Themes from William Blake’s “The marriage of Heaven and Hell”
Como evidenciado por grande parte destes ensaios críticos, sou um apreciador do underground. Uma vida passada em isolamento cultural (já que grande parte das produções artísticas deste século me causam grande aversão) fez com que eu buscasse minhas inspirações exatamente em meio àqueles que foram esquecidos ou negligenciados pelas massas. Simpatizo com todos estes artistas cujas obras foram ignoradas e que só alcançaram a fama depois de sabe-se lá quantos séculos, porque penso que será o mesmo a acontecer comigo – coisa que já mencionei en passant ao tratar sobre os outsiders em meu ensaio sobre Damião Experiença. Entretanto, em meio a todos os outsiders e abarcando o underground, um nome reina supremo, e este nome é o de William Blake.
Para um período como o final do século XVIII, Blake estava uns 200 anos à frente de seu tempo; acho muito improvável que outra alma alcançaria um grau de inspiração artística tão sublime e avançado, inventando seu próprio mundo repleto de entidades que personificam as facetas da criatividade humana, mesclando-as com um denso e indecifrável esoterismo cristão. Um verdadeiro artiste, Blake imprimia seus trabalhos por conta própria e os ilustrava de próprio punho, e não há nada tão exuberante neste mundo como uma de suas gravuras; particularmente aquelas de cunho bíblico ou baseadas em seus poemas favoritos, como o “Paradise Lost” ou a “Divina Comédia” – esta última série tendo sido deixada lastimavelmente incompleta devido à sua morte.
Tivesse eu um maior grau de intelecto, aproveitaria o ensejo para comentar toda a obra de Blake no presente texto, mas infelizmente contentemo-nos em enumerá-las: seus livros variam entre os poemas simplistas das “Canções de Inocência e de Experiência” e vastos épicos cosmogônicos, como “Jerusalém” e “Milton” – entre os dois extremos, porém, está sua obra profética mais acessível ao público que é o “Casamento do Céu e do Inferno”. Este livreto expõe uma das maiores preocupações da filosofia de Blake, que é unir razão e emoção num Todo criativo perfeito – e lista os singulares “provérbios do Inferno” intencionando energizar o pensamento do leitor.
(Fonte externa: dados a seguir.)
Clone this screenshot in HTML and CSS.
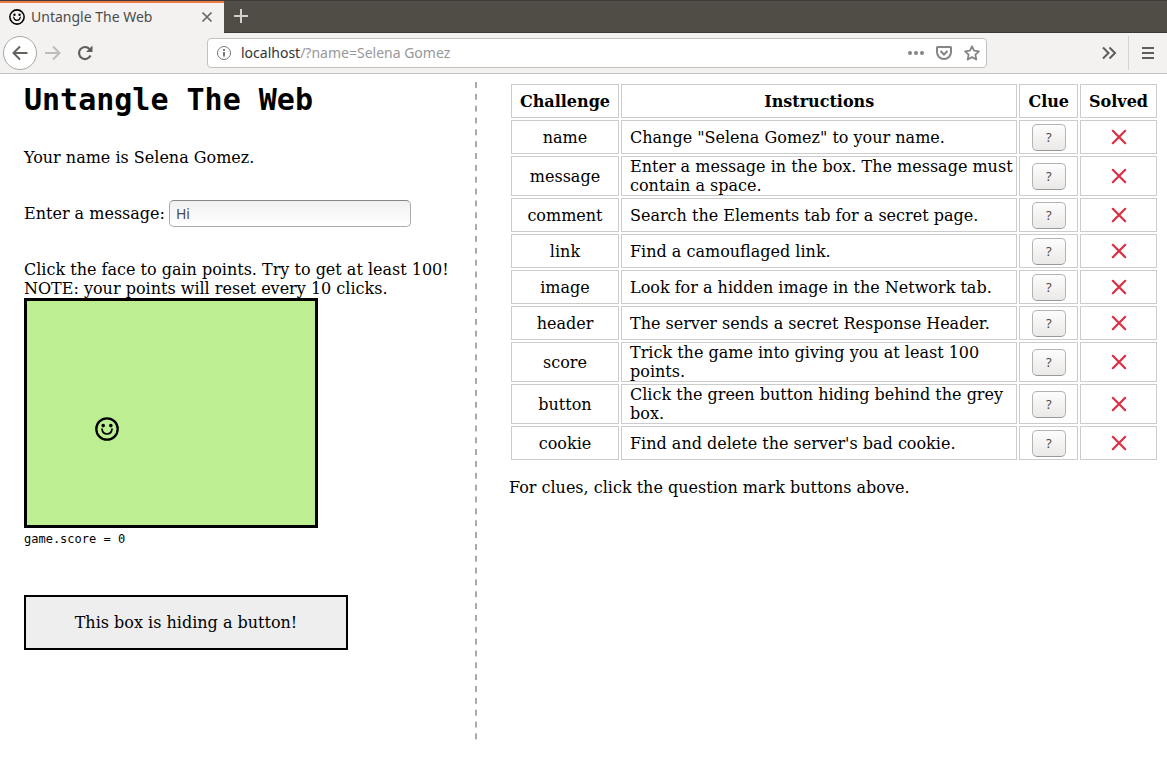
FILE: index.html
```html
<!DOCTYPE html>
<html lang="en">
<head>
<meta charset="utf-8">
<title>Untangle The Web</title>
<link rel="stylesheet" href="styles.css">
</head>
<body>
<svg class="sprite" aria-hidden="true">
  <symbol id="face" viewBox="0 0 24 24">
    <circle cx="12" cy="12" r="10.7" fill="none" stroke="#000" stroke-width="2.3"/>
    <circle cx="8.2" cy="8.6" r="1.8"/>
    <circle cx="15.8" cy="8.6" r="1.8"/>
    <path d="M7 12.200c.4 3 2.500 4.800 5 4.800s4.600-1.800 5-4.800" fill="none" stroke="#000" stroke-width="1.700" stroke-linecap="round"/>
  </symbol>
  <symbol id="cross" viewBox="0 0 16 16">
    <path d="M1.800 1.800 14.200 14.200M14.200 1.800 1.800 14.200" fill="none" stroke="#dd2e44" stroke-width="2.200" stroke-linecap="round"/>
  </symbol>
</svg>
<header class="browser">
  <div class="tabs">
    <div class="tab">
      <svg class="icon16"><use href="#face"/></svg>
      <span class="tab-title">Untangle The Web</span>
      <button class="plain" aria-label="Close tab"><svg class="icon16" viewBox="0 0 16 16"><path d="M3.500 3.500l9 9M12.500 3.500l-9 9" fill="none" stroke="#666" stroke-width="1.700"/></svg></button>
    </div>
    <button class="plain new-tab" aria-label="New tab"><svg class="icon16" viewBox="0 0 16 16"><path d="M8 1v14M1 8h14" stroke="#d0cfca" stroke-width="2"/></svg></button>
  </div>
  <div class="toolbar">
    <div class="nav">
      <button class="plain back" aria-label="Back"><svg class="icon16" viewBox="0 0 16 16"><path d="M15.500 8H1.500M8 1.500L1.500 8 8 14.500" fill="none" stroke="#65635f" stroke-width="2"/></svg></button>
      <button class="plain" aria-label="Forward"><svg class="icon16" viewBox="0 0 16 16"><path d="M0 8h14.500M8 1.500L14.500 8 8 14.500" fill="none" stroke="#bebdba" stroke-width="2"/></svg></button>
      <button class="plain" aria-label="Reload"><svg class="icon16" viewBox="0 0 16 16"><path d="M12.500 4A6 6 0 1 0 13.500 10.500" fill="none" stroke="#605e5b" stroke-width="2.200"/><path d="M15.500 0.500V7H9z" fill="#605e5b"/></svg></button>
    </div>
    <div class="address">
      <svg class="icon16" viewBox="0 0 16 16"><circle cx="8" cy="8" r="6.500" fill="none" stroke="#777" stroke-width="1"/><path d="M8 7v4.500M8 4v2" stroke="#777" stroke-width="2"/></svg>
      <span class="url"><span class="host">localhost</span>/?name=Selena Gomez</span>
      <div class="actions">
        <button class="plain" aria-label="Page actions"><svg class="icon16" viewBox="0 0 16 16" fill="#878583"><circle cx="2" cy="8" r="2"/><circle cx="8" cy="8" r="2"/><circle cx="14" cy="8" r="2"/></svg></button>
        <button class="plain" aria-label="Save to Pocket"><svg class="icon16" viewBox="0 0 16 16" fill="none" stroke="#878583" stroke-width="2"><path d="M1 2.500Q1 2 1.500 2h13q.5 0 .5.500V7a7 7 0 0 1-14 0z"/><path d="M4.500 6L8 9.500 11.500 6"/></svg></button>
        <button class="plain" aria-label="Bookmark"><svg class="icon16" viewBox="0 0 16 16"><path d="M8 1.300l2.100 4.400 4.800.6-3.500 3.300.9 4.900L8 12.100l-4.300 2.400.9-4.900L1.100 6.300l4.800-.6z" fill="none" stroke="#878583" stroke-width="1.800" stroke-linejoin="round"/></svg></button>
      </div>
    </div>
    <div class="tools">
      <button class="plain" aria-label="More tools"><svg class="icon16" viewBox="0 0 16 16"><path d="M2 2.500L7.500 8 2 13.500M8.500 2.500L14 8l-5.500 5.500" fill="none" stroke="#605e5b" stroke-width="2"/></svg></button>
      <button class="plain menu" aria-label="Open menu"><svg class="icon16" viewBox="0 0 16 16"><path d="M2 3h12M2 8h12M2 13h12" stroke="#605e5b" stroke-width="2"/></svg></button>
    </div>
  </div>
</header>
<main class="page">
  <section class="playground">
    <h1 class="title">Untangle The Web</h1>
    <p class="greeting">Your name is Selena Gomez.</p>
    <div class="field">
      <label for="message">Enter a message:</label>
      <input class="message" id="message" type="text" value="Hi">
    </div>
    <p class="rules">Click the face to gain points. Try to get at least 100!<br>NOTE: your points will reset every 10 clicks.</p>
    <div class="game"><button class="plain face" aria-label="Face"><svg class="face-icon"><use href="#face"/></svg></button></div>
    <p class="score">game.score = 0</p>
    <div class="cover">This box is hiding a button!</div>
  </section>
  <section class="challenges">
    <table class="list">
      <thead><tr><th>Challenge</th><th class="wide">Instructions</th><th>Clue</th><th>Solved</th></tr></thead>
      <tbody>
        <tr><td>name</td><td class="text">Change "Selena Gomez" to your name.</td><td><button class="clue">?</button></td><td><svg class="icon16"><use href="#cross"/></svg></td></tr>
        <tr><td>message</td><td class="text">Enter a message in the box. The message must contain a space.</td><td><button class="clue">?</button></td><td><svg class="icon16"><use href="#cross"/></svg></td></tr>
        <tr><td>comment</td><td class="text">Search the Elements tab for a secret page.</td><td><button class="clue">?</button></td><td><svg class="icon16"><use href="#cross"/></svg></td></tr>
        <tr><td>link</td><td class="text">Find a camouflaged link.</td><td><button class="clue">?</button></td><td><svg class="icon16"><use href="#cross"/></svg></td></tr>
        <tr><td>image</td><td class="text">Look for a hidden image in the Network tab.</td><td><button class="clue">?</button></td><td><svg class="icon16"><use href="#cross"/></svg></td></tr>
        <tr><td>header</td><td class="text">The server sends a secret Response Header.</td><td><button class="clue">?</button></td><td><svg class="icon16"><use href="#cross"/></svg></td></tr>
        <tr><td>score</td><td class="text">Trick the game into giving you at least 100 points.</td><td><button class="clue">?</button></td><td><svg class="icon16"><use href="#cross"/></svg></td></tr>
        <tr><td>button</td><td class="text">Click the green button hiding behind the grey box.</td><td><button class="clue">?</button></td><td><svg class="icon16"><use href="#cross"/></svg></td></tr>
        <tr><td>cookie</td><td class="text">Find and delete the server's bad cookie.</td><td><button class="clue">?</button></td><td><svg class="icon16"><use href="#cross"/></svg></td></tr>
      </tbody>
    </table>
    <p class="hint">For clues, click the question mark buttons above.</p>
  </section>
</main>
</body>
</html>
```
FILE: styles.css
```css
* { box-sizing: border-box; }
body {
  margin: 0;
  min-height: 100vh;
  display: flex;
  flex-direction: column;
  background: #fff;
  color: #000;
  font: 16px/19px "DejaVu Serif", serif;
}
h1, p { margin: 0; }
.sprite { display: none; }
.icon16 { width: 16px; height: 16px; display: block; flex: none; }
.plain { border: 0; padding: 0; background: none; display: grid; place-items: center; }

.browser { font: 14px/20px "Noto Sans", sans-serif; color: #4c4c4c; }
.tabs { display: flex; height: 33px; background: #504d46; border-top: 1px solid #3c3b37; border-bottom: 1px solid #3a3935; }
.tab {
  display: flex;
  align-items: center;
  gap: 6px;
  width: 224px;
  height: 32px;
  padding: 0 9px 2px;
  background: #f3f2f1;
  border-top: 2px solid #f07746;
}
.tab-title { flex: 1; white-space: nowrap; }
.new-tab { width: 34px; padding-bottom: 2px; }
.toolbar {
  display: flex;
  align-items: center;
  height: 41px;
  background: #f3f2f1;
  border-bottom: 1px solid #c5c2c0;
}
.nav { display: flex; align-items: center; gap: 16px; padding-left: 3px; flex: 0 0 207px; }
.nav .back { width: 34px; height: 34px; border: 1px solid #aaa8a5; border-radius: 50%; background: #fff; margin-right: -8px; }
.address {
  flex: 1;
  display: flex;
  align-items: center;
  gap: 9px;
  height: 30px;
  padding: 0 6px 0 8px;
  background: #fff;
  border: 1px solid #c4c2c0;
  border-radius: 4px;
}
.url { flex: 1; color: #989898; white-space: nowrap; }
.host { color: #333; }
.actions { display: flex; gap: 12px; }
.tools { flex: 0 0 180px; display: flex; justify-content: flex-end; align-items: center; gap: 11px; }
.menu { width: 39px; height: 34px; border-left: 1px solid #d5d3d1; }

.page { flex: 1; display: grid; grid-template-columns: 11fr 16fr; padding: 8px 8px 39px; }
.playground {
  padding: 0 16px;
  background: linear-gradient(#a9a9a9 50%, transparent 50%) right top / 2px 1.8% repeat-y;
}
.title { font: bold 30px/35px "DejaVu Sans Mono", monospace; }
.greeting { margin-top: 31px; }
.field { display: flex; align-items: center; gap: 4px; margin-top: 33px; }
.message {
  width: 242px;
  height: 27px;
  padding: 0 6px;
  border: 1px solid #aaa;
  border-top-color: #888;
  border-radius: 5px;
  background: linear-gradient(#f1f1f1, #fff);
  color: #4c4c4c;
  font: 14px "Noto Sans", sans-serif;
}
.rules { margin-top: 33px; }
.game { position: relative; width: 294px; height: 230px; border: 3px solid #000; background: #bdee92; }
.face { position: absolute; left: 68px; top: 116px; }
.face-icon { width: 24px; height: 24px; display: block; }
.score { margin-top: 4px; font: 12px/14px "DejaVu Sans Mono", monospace; }
.cover { width: 324px; margin-top: 49px; padding: 16px; border: 2px solid #000; background: #eee; text-align: center; }

.challenges { padding-left: 32px; }
.list { width: 100%; border-spacing: 2px; }
.list th, .list td { height: 34px; padding: 0 8px; border: 1px solid #ccc; text-align: center; }
.list .wide { width: 100%; }
.list .text { padding-right: 2px; text-align: left; }
.list .icon16 { margin: 0 auto; }
.clue {
  display: block;
  width: 34px;
  height: 27px;
  margin: 1px auto 0;
  padding: 0 0 1px;
  border: 1px solid #b5b3b0;
  border-bottom-color: #999;
  border-radius: 5px;
  background: linear-gradient(#fdfdfd, #ebe9e7);
  color: #4c4c4c;
  font: 13px "Noto Sans", sans-serif;
}
.hint { margin-top: 16px; }
```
Li tantas vezes este livrinho tão interessante e tão necessário à humanidade que sei citar grandes trechos seus de cor, e até realizei uma tradução sua para o português que desafortunadamente deixei se perder.
Sou grato a este livro não só por ter-me proporcionado a mais brilhante das luzes, como também por apresentar-me a uma das bandas mais únicas que já tive o prazer de conhecer: o Ulver, da Noruega. Levando a sério o dito de Blake “Aquele que nunca muda de opinião é como a água parada, e cria répteis da mente”, cada um de seus álbuns tem um gênero diferente, e é-lhes impossível seguir uma direção uniforme por muito tempo. Desde os anos 90 o Ulver enveredou pelo black metal, pelo trip-hop, pela música eletrônica, pelo synthpop, entre vários outros estilos – e o divisor de águas de sua carreira foi exatamente uma transposição para a música do “Casamento do Céu e do Inferno”.
Cada parte do livro foi dividida em faixas, e cada faixa tem seu estilo próprio – e é este o grande ponto principal do álbum. Tudo muda constantemente, fazendo com que o ouvinte experimente as visões de Blake tal como ele próprio: num turbilhão. Devo admitir que esta inconstância pode ser irritante a princípio, pois dá a aparência de várias coisas atiradas num só lugar, mas depois de algumas audições o estranhamento diminui – e, como um todo, esta regra se aplica a toda a discografia do Ulver ouvida de uma só vez.
But alas! Adentro em áreas muito além de minha inteligência. Necessitaria de um extenso calhamaço para comentar sobre todos os lançamentos e mudanças estilísticas do Ulver – e acho que posso ver por que escolheram musicar justo um trabalho de William Blake para demonstrar sua ruptura com valores mais tradicionais. Não só é um bom álbum para iniciantes que queiram conhecer o Ulver e que estejam interessados num estilo musical mais denso como também para quem quer estudar William Blake e não sabe por onde começar. Unindo o útil ao agradável, é uma porta de entrada dupla a duas das mentes mais profundamente intelectuais e iconoclastas que já abençoaram a humanidade; assim sendo, abra as portas da percepção, meu leitor, e veja o Infinito desfiar-se ante seus olhos.